- **WORK TO BE COMPLETED**
Pull out every line from the listing that has the word "screenshot".

- **DATA FOR THE TASK**
▼
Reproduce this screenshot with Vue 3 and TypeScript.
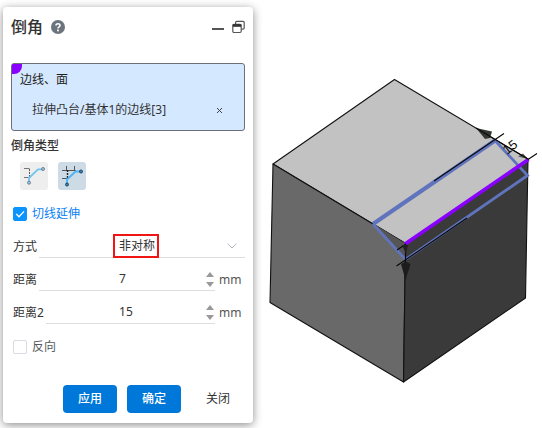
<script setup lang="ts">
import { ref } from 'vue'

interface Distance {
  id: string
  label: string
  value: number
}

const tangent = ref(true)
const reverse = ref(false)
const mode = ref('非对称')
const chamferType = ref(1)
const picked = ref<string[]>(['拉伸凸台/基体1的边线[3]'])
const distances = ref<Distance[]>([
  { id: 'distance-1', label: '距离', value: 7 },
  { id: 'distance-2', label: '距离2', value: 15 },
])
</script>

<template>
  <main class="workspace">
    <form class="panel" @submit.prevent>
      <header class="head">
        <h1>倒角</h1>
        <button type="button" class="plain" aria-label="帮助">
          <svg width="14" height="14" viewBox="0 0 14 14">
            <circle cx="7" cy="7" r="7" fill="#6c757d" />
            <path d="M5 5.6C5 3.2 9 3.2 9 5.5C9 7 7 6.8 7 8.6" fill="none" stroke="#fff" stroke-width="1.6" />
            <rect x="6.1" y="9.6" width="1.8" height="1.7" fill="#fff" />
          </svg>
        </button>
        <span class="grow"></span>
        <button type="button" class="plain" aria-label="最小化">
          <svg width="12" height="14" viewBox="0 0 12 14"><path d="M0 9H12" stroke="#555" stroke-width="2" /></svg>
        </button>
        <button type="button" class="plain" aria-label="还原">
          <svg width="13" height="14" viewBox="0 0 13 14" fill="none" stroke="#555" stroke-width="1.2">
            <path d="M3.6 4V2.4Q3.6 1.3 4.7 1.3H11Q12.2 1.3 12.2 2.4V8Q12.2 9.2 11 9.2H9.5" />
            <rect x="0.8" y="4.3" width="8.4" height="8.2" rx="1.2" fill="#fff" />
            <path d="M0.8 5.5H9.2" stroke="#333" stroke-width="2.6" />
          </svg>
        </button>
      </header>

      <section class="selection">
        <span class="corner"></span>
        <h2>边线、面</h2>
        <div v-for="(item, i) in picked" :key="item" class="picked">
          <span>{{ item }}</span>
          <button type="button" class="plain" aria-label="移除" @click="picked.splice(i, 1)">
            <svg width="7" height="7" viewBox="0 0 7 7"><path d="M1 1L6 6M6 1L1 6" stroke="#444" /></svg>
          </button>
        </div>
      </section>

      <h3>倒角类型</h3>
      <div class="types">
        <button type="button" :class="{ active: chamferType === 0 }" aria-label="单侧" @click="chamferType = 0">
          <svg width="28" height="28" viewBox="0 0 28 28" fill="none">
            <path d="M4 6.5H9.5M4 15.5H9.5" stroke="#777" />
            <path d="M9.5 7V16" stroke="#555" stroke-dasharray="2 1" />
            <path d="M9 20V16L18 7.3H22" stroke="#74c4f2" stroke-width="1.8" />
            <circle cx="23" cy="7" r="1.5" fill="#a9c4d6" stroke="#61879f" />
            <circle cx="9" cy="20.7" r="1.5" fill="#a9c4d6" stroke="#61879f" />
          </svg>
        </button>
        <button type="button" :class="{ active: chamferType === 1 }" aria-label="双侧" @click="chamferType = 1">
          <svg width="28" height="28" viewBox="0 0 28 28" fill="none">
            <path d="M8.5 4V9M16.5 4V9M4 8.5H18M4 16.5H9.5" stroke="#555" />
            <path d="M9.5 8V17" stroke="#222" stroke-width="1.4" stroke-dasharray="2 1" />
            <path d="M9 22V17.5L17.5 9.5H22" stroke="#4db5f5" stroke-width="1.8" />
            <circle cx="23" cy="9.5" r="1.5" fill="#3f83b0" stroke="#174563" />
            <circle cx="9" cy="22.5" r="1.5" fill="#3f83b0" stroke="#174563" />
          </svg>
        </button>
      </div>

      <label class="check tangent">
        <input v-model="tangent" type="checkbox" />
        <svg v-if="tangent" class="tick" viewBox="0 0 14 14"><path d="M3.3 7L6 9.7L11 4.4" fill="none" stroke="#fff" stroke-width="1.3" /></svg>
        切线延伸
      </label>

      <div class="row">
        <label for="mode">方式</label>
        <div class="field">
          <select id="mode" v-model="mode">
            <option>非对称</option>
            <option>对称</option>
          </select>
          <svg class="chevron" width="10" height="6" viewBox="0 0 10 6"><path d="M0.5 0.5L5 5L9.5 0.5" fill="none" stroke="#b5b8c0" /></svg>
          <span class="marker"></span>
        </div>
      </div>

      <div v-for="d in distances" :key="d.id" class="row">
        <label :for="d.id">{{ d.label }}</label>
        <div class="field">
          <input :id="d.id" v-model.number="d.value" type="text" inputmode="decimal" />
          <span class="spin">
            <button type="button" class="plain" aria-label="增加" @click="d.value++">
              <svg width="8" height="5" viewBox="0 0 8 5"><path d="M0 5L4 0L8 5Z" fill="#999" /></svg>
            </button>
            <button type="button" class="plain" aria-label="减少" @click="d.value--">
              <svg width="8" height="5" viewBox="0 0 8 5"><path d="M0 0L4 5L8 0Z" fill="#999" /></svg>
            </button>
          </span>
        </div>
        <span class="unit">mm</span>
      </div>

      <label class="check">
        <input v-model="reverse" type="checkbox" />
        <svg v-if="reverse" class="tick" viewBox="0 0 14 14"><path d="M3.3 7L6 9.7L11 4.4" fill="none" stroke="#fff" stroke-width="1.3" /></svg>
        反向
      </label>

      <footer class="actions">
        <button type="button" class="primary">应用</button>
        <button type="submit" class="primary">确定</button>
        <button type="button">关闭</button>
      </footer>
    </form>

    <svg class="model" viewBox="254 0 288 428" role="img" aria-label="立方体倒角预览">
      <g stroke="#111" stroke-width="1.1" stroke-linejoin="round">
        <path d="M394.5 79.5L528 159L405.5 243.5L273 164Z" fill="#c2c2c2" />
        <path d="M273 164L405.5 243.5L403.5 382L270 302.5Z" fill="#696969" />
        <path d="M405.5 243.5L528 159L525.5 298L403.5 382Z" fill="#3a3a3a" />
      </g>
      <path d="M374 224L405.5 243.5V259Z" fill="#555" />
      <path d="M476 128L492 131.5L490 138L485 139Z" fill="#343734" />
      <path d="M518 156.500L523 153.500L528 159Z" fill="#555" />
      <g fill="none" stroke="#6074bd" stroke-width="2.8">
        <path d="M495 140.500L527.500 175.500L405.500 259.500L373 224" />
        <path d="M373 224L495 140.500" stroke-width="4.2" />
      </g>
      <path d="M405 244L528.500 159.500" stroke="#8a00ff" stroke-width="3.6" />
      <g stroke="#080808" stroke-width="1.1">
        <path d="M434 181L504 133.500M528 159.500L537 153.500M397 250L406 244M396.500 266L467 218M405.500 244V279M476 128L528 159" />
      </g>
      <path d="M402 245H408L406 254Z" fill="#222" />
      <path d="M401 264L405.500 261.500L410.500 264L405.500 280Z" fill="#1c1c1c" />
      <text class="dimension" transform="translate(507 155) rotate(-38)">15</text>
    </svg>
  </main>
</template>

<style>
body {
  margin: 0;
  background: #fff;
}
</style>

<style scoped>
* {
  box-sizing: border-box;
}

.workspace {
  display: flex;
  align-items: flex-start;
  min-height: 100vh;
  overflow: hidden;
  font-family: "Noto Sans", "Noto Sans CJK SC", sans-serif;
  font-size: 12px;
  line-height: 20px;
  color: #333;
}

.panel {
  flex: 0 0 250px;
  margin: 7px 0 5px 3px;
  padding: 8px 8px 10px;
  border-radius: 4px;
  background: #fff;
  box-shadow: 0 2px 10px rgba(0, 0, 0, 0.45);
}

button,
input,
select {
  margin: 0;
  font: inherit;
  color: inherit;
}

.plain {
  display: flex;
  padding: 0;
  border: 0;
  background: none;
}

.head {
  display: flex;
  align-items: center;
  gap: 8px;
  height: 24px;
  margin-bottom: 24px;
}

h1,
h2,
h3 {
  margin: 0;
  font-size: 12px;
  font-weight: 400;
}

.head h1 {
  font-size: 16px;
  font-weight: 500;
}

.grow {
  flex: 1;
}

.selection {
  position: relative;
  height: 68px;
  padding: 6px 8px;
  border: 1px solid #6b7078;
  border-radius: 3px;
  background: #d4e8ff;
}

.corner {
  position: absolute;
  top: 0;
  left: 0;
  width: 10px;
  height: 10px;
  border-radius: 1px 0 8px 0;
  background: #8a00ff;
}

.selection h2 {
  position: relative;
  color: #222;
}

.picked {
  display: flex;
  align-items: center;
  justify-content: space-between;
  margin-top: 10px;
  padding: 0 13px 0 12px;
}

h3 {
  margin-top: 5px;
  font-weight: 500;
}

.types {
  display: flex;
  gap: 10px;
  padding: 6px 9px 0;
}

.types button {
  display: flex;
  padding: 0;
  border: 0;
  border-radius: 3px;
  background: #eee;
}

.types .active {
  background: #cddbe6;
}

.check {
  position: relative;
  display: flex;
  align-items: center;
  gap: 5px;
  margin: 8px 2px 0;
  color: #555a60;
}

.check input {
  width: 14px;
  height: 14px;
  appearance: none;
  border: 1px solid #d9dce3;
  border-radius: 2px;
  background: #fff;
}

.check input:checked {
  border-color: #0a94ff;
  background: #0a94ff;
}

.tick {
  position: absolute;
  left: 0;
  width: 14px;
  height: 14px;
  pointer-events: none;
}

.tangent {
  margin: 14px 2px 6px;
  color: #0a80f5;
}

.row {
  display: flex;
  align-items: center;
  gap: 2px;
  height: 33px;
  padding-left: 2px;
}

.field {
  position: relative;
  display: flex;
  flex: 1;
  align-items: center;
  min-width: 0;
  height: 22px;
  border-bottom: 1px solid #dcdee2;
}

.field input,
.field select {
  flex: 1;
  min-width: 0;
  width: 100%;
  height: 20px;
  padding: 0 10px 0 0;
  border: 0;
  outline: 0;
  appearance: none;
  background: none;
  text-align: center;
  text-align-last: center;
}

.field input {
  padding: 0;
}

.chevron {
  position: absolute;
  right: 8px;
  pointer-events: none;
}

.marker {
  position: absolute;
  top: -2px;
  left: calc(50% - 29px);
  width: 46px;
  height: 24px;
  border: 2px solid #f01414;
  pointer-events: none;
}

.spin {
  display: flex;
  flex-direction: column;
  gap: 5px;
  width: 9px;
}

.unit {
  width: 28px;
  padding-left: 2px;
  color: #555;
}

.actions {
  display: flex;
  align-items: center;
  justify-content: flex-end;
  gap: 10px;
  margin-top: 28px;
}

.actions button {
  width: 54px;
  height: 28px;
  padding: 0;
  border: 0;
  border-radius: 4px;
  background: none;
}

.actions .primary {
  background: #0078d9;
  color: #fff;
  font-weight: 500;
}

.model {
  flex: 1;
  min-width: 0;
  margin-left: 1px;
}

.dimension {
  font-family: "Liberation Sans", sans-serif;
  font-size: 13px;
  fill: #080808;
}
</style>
▲
▼
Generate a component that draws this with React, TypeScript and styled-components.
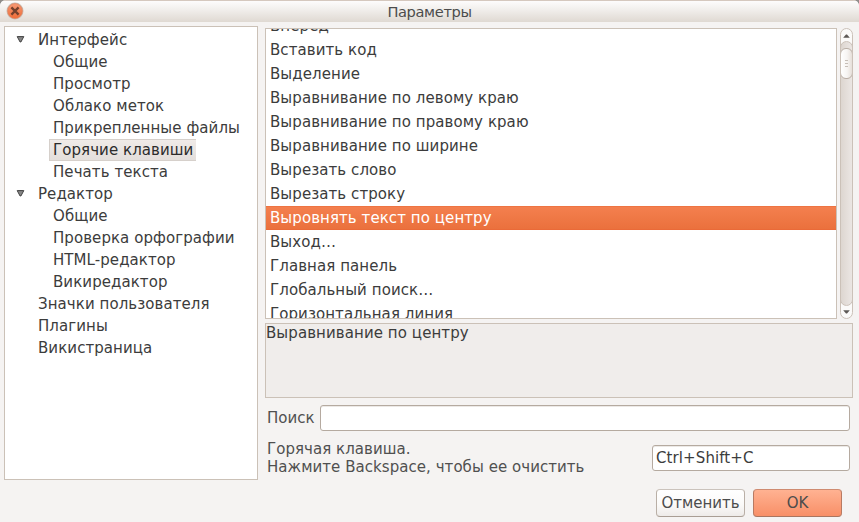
▲
▼
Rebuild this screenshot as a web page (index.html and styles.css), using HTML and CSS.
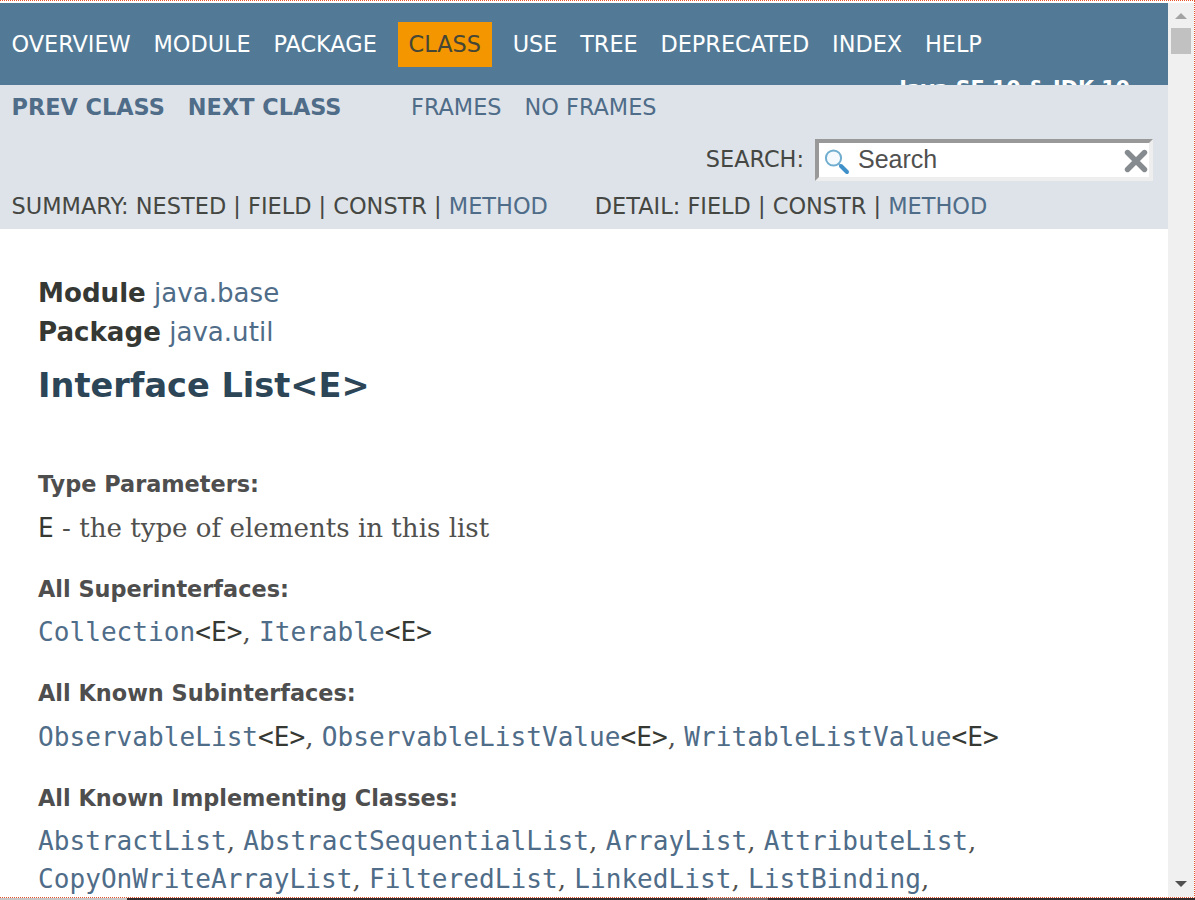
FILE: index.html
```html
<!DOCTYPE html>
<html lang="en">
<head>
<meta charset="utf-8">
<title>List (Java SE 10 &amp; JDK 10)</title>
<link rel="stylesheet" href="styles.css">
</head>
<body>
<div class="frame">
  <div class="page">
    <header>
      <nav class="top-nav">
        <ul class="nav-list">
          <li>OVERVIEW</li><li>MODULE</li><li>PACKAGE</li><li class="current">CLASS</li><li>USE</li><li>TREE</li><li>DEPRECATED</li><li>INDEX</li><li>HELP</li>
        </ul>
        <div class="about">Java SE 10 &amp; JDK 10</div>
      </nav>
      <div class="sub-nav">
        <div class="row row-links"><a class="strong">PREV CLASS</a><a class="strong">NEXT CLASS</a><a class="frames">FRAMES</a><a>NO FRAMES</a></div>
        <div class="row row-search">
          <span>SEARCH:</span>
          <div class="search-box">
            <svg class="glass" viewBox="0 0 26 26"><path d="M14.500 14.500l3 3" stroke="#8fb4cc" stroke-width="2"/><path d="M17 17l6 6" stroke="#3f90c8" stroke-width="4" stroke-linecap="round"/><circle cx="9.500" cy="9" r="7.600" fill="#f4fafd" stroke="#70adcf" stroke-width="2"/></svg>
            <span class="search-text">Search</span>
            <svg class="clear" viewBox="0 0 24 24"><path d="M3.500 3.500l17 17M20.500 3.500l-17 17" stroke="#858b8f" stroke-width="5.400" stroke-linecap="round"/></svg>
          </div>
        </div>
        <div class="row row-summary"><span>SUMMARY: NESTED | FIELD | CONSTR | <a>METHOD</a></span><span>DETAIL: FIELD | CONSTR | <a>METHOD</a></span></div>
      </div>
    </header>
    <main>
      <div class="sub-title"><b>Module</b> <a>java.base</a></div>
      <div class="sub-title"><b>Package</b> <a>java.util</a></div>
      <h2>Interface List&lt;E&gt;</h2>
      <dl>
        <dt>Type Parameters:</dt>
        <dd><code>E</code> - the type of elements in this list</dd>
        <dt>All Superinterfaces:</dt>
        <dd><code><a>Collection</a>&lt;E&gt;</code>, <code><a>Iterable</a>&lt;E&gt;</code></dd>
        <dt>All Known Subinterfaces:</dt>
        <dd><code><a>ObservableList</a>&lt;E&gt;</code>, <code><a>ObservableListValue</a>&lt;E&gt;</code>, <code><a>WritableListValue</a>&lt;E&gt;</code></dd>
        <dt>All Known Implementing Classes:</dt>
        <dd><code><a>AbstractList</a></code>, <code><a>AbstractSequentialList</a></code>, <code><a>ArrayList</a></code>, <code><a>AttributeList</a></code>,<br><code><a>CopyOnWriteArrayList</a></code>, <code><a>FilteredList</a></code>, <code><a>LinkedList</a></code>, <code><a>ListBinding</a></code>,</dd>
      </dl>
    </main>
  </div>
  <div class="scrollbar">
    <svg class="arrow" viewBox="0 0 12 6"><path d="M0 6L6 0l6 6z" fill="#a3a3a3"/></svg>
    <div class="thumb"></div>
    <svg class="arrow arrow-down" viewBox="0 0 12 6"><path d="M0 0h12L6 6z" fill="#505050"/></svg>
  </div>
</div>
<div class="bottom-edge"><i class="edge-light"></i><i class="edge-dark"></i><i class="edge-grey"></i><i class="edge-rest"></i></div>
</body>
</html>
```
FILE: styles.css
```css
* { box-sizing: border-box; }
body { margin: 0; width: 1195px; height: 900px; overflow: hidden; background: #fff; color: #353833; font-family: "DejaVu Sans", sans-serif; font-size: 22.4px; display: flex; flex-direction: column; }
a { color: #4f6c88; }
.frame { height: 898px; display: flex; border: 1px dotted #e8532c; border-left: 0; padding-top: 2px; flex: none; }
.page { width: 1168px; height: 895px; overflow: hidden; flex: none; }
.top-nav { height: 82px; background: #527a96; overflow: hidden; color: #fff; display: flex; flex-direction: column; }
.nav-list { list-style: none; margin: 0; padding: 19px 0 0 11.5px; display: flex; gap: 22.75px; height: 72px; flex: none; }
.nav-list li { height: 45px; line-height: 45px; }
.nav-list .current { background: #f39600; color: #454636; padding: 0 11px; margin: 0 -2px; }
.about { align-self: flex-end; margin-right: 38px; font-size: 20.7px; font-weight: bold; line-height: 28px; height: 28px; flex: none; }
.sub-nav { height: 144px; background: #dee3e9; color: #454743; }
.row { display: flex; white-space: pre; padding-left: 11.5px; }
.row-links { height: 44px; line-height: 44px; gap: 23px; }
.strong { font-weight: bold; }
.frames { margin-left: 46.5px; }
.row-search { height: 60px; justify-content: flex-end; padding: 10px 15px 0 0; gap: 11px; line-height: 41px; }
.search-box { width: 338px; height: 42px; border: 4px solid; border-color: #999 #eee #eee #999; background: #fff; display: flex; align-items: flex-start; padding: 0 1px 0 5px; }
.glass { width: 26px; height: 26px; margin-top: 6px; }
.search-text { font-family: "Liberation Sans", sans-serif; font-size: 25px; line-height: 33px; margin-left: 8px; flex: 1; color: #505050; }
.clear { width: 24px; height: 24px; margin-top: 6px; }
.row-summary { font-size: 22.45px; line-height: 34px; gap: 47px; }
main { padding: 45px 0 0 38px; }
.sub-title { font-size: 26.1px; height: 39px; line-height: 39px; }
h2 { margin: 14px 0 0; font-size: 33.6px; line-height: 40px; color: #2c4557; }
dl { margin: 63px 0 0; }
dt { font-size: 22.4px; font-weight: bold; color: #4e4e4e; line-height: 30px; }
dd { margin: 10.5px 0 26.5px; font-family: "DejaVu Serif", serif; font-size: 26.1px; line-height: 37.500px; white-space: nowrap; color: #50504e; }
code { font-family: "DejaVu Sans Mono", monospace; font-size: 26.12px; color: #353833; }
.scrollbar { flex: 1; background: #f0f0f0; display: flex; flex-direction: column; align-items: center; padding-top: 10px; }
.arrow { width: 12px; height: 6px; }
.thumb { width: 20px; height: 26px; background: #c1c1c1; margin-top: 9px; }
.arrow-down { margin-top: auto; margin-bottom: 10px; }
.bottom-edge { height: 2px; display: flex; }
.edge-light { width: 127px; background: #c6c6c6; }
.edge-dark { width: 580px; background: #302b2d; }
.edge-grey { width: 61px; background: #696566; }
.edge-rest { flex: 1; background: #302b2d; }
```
▲
- **RESULT BELOW**
Reproduce this screenshot with Vue 3 and TypeScript.
Rebuild this screenshot as a web page (index.html and styles.css), using HTML and CSS.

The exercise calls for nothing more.